1. magic number - The fist four bytes of the class file is magic number. This is a predefined value used by JVM to identify .class file is generated by valid compiler or not. The value should be 0XCAFEBABE.
   
   Note - whenever we are executing a java class if jvm unable to find valid magic number then we will get runtime exception saying java.lang.ClassFormatError:incompatible magic value

2. minor_version and major_version - It represents .class file version. JVM will use these versions to identify which version of compiler generates current .class file.
   
   
   
   Note - Lower version compiler generated .class file can be run by higher version JVM but higher version compiler generated .class file can't be run by lower version JVM. If we are trying to run we will get runtime exception saying java.lang.UnsupportedClassVersionError
   
   Example -
   
   Javac 1.6 => Java 1.7 (valid)
   javac 1.7 => java 1.6(invalid)

3. constant_pool_count - It represent number of constant presents in constant pool.

4. constant_pool[] - It represents information about constant present in constant pool.

5. access_flags - It provides information about modifiers which are declared to the class.

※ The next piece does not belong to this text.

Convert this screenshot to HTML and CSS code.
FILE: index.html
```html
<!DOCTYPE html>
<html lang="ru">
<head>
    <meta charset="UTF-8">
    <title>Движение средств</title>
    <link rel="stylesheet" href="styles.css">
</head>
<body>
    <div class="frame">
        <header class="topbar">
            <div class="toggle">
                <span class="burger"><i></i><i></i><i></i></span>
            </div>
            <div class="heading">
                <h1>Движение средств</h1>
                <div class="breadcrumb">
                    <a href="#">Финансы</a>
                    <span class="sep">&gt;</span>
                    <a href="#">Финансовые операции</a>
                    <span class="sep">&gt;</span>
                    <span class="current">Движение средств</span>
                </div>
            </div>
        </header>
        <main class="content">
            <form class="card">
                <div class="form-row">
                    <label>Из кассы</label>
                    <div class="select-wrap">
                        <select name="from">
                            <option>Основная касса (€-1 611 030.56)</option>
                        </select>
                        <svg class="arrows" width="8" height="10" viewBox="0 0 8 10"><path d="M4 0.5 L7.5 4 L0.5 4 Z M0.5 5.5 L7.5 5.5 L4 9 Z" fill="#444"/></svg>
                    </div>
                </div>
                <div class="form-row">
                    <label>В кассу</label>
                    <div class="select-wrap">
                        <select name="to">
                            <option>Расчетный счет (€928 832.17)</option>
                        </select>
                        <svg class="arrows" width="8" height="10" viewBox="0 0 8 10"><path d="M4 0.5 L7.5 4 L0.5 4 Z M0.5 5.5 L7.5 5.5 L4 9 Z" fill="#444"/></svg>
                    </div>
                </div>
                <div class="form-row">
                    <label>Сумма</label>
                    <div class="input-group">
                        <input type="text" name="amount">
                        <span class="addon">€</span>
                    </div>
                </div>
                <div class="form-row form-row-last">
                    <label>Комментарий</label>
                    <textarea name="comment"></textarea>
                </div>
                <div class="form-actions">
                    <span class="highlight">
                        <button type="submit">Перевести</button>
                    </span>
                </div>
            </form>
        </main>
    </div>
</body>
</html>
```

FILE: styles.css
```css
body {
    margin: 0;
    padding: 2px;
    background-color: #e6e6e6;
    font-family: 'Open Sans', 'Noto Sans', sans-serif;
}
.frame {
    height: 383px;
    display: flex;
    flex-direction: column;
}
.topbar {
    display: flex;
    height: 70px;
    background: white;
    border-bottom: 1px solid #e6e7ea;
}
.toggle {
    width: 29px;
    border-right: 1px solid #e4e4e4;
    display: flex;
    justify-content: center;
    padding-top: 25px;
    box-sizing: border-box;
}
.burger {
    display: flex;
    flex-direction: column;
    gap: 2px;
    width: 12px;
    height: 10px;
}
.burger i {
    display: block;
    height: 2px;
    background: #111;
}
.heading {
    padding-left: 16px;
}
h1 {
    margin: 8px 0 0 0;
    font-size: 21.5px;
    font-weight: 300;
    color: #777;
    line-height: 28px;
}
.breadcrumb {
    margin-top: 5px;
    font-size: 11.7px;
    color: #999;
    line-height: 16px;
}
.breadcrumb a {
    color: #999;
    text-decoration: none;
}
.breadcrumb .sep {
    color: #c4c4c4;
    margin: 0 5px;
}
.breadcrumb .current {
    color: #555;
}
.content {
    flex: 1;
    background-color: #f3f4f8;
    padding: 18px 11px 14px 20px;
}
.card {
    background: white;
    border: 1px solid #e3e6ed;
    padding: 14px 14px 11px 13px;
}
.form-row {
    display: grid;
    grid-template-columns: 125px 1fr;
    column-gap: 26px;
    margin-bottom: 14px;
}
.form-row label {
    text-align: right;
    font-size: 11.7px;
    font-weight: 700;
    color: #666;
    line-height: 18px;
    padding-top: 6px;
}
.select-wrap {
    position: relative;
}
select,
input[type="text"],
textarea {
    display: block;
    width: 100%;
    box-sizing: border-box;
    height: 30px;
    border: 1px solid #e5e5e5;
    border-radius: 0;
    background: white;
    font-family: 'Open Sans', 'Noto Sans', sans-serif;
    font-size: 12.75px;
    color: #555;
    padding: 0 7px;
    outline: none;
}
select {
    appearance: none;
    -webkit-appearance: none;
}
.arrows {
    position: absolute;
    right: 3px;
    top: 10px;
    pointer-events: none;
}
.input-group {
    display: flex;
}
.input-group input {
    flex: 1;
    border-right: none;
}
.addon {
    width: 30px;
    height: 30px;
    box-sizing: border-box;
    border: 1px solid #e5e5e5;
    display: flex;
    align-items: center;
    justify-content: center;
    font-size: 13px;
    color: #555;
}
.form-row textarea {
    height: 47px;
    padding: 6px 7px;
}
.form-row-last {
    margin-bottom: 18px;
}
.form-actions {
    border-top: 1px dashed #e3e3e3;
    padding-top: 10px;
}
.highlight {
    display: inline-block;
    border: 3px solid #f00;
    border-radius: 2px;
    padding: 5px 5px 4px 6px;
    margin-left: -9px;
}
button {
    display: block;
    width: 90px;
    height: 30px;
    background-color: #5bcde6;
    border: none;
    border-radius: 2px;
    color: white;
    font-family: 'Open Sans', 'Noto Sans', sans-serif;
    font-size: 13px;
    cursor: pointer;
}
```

6. this_class - It represent fully qualified name of the class.

7. super_class - It represent fully qualified name of immediate super class of current class.

8. interface_count - It returns number of interfaces implemented by current class.

9. interface[] - It returns interfaces information implemented by current class.

10. fields_count - It represent number of fields(static variable) present in the current class.

11. fields[] - It represent fields information present in current class.

12. methods_count - It represent number of methods present in current class.

13. methods[] - It provides information about all methods present in current class.

14. attributes_count - It returns number of attributes present in current class.

15. attributes[] - It provides information about all attributes(instance variables) present in current class.